### Source data
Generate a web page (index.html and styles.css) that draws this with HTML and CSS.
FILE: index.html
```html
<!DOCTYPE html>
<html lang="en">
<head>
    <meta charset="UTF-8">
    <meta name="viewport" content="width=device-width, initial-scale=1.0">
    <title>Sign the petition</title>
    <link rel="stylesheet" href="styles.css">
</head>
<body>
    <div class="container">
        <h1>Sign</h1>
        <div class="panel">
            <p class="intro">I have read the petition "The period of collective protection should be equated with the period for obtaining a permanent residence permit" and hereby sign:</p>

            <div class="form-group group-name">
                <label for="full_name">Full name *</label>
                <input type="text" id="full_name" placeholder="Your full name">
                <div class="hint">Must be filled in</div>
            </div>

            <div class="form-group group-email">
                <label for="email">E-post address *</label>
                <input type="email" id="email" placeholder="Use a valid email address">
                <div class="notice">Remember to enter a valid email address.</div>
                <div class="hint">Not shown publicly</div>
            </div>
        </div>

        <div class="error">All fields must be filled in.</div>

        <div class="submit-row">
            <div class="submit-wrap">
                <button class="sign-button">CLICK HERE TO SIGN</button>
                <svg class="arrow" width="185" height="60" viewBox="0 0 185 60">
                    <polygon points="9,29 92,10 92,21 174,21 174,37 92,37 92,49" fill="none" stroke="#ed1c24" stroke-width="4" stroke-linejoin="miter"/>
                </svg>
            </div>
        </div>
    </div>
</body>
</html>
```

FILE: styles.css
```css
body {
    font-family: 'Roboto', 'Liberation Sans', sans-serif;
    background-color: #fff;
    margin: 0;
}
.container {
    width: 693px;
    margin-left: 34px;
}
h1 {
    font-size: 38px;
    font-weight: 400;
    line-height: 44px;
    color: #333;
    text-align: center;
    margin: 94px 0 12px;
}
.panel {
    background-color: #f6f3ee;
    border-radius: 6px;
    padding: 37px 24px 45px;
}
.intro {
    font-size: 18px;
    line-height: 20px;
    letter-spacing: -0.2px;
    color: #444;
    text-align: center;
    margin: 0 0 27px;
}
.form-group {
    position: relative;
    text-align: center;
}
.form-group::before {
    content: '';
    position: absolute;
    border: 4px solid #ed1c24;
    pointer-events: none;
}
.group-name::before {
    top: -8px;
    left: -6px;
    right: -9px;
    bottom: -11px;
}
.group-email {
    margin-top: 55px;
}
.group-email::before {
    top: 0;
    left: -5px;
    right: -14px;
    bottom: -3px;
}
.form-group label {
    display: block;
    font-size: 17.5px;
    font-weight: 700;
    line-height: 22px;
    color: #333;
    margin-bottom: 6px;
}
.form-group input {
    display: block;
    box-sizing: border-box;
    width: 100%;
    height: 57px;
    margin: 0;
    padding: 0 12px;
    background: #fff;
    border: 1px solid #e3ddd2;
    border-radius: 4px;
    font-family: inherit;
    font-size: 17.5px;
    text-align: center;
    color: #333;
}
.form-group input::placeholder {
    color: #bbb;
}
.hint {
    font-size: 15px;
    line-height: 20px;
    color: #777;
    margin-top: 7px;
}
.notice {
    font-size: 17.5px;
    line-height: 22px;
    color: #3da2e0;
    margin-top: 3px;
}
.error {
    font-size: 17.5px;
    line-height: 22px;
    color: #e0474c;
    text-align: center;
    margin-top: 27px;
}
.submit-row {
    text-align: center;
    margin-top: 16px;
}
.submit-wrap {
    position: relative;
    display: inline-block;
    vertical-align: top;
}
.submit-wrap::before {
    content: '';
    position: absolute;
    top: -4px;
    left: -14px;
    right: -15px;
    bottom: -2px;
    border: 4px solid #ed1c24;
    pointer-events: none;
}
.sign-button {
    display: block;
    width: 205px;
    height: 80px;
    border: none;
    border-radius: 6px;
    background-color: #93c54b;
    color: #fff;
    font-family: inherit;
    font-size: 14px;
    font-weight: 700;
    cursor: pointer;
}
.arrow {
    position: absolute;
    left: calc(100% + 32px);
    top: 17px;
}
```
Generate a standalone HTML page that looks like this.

### Exercise goal
Give back the data above exactly as it appears.

### Task solution
Generate a web page (index.html and styles.css) that draws this with HTML and CSS.
FILE: index.html
```html
<!DOCTYPE html>
<html lang="en">
<head>
    <meta charset="UTF-8">
    <meta name="viewport" content="width=device-width, initial-scale=1.0">
    <title>Sign the petition</title>
    <link rel="stylesheet" href="styles.css">
</head>
<body>
    <div class="container">
        <h1>Sign</h1>
        <div class="panel">
            <p class="intro">I have read the petition "The period of collective protection should be equated with the period for obtaining a permanent residence permit" and hereby sign:</p>

            <div class="form-group group-name">
                <label for="full_name">Full name *</label>
                <input type="text" id="full_name" placeholder="Your full name">
                <div class="hint">Must be filled in</div>
            </div>

            <div class="form-group group-email">
                <label for="email">E-post address *</label>
                <input type="email" id="email" placeholder="Use a valid email address">
                <div class="notice">Remember to enter a valid email address.</div>
                <div class="hint">Not shown publicly</div>
            </div>
        </div>

        <div class="error">All fields must be filled in.</div>

        <div class="submit-row">
            <div class="submit-wrap">
                <button class="sign-button">CLICK HERE TO SIGN</button>
                <svg class="arrow" width="185" height="60" viewBox="0 0 185 60">
                    <polygon points="9,29 92,10 92,21 174,21 174,37 92,37 92,49" fill="none" stroke="#ed1c24" stroke-width="4" stroke-linejoin="miter"/>
                </svg>
            </div>
        </div>
    </div>
</body>
</html>
```

FILE: styles.css
```css
body {
    font-family: 'Roboto', 'Liberation Sans', sans-serif;
    background-color: #fff;
    margin: 0;
}
.container {
    width: 693px;
    margin-left: 34px;
}
h1 {
    font-size: 38px;
    font-weight: 400;
    line-height: 44px;
    color: #333;
    text-align: center;
    margin: 94px 0 12px;
}
.panel {
    background-color: #f6f3ee;
    border-radius: 6px;
    padding: 37px 24px 45px;
}
.intro {
    font-size: 18px;
    line-height: 20px;
    letter-spacing: -0.2px;
    color: #444;
    text-align: center;
    margin: 0 0 27px;
}
.form-group {
    position: relative;
    text-align: center;
}
.form-group::before {
    content: '';
    position: absolute;
    border: 4px solid #ed1c24;
    pointer-events: none;
}
.group-name::before {
    top: -8px;
    left: -6px;
    right: -9px;
    bottom: -11px;
}
.group-email {
    margin-top: 55px;
}
.group-email::before {
    top: 0;
    left: -5px;
    right: -14px;
    bottom: -3px;
}
.form-group label {
    display: block;
    font-size: 17.5px;
    font-weight: 700;
    line-height: 22px;
    color: #333;
    margin-bottom: 6px;
}
.form-group input {
    display: block;
    box-sizing: border-box;
    width: 100%;
    height: 57px;
    margin: 0;
    padding: 0 12px;
    background: #fff;
    border: 1px solid #e3ddd2;
    border-radius: 4px;
    font-family: inherit;
    font-size: 17.5px;
    text-align: center;
    color: #333;
}
.form-group input::placeholder {
    color: #bbb;
}
.hint {
    font-size: 15px;
    line-height: 20px;
    color: #777;
    margin-top: 7px;
}
.notice {
    font-size: 17.5px;
    line-height: 22px;
    color: #3da2e0;
    margin-top: 3px;
}
.error {
    font-size: 17.5px;
    line-height: 22px;
    color: #e0474c;
    text-align: center;
    margin-top: 27px;
}
.submit-row {
    text-align: center;
    margin-top: 16px;
}
.submit-wrap {
    position: relative;
    display: inline-block;
    vertical-align: top;
}
.submit-wrap::before {
    content: '';
    position: absolute;
    top: -4px;
    left: -14px;
    right: -15px;
    bottom: -2px;
    border: 4px solid #ed1c24;
    pointer-events: none;
}
.sign-button {
    display: block;
    width: 205px;
    height: 80px;
    border: none;
    border-radius: 6px;
    background-color: #93c54b;
    color: #fff;
    font-family: inherit;
    font-size: 14px;
    font-weight: 700;
    cursor: pointer;
}
.arrow {
    position: absolute;
    left: calc(100% + 32px);
    top: 17px;
}
```
Generate a standalone HTML page that looks like this.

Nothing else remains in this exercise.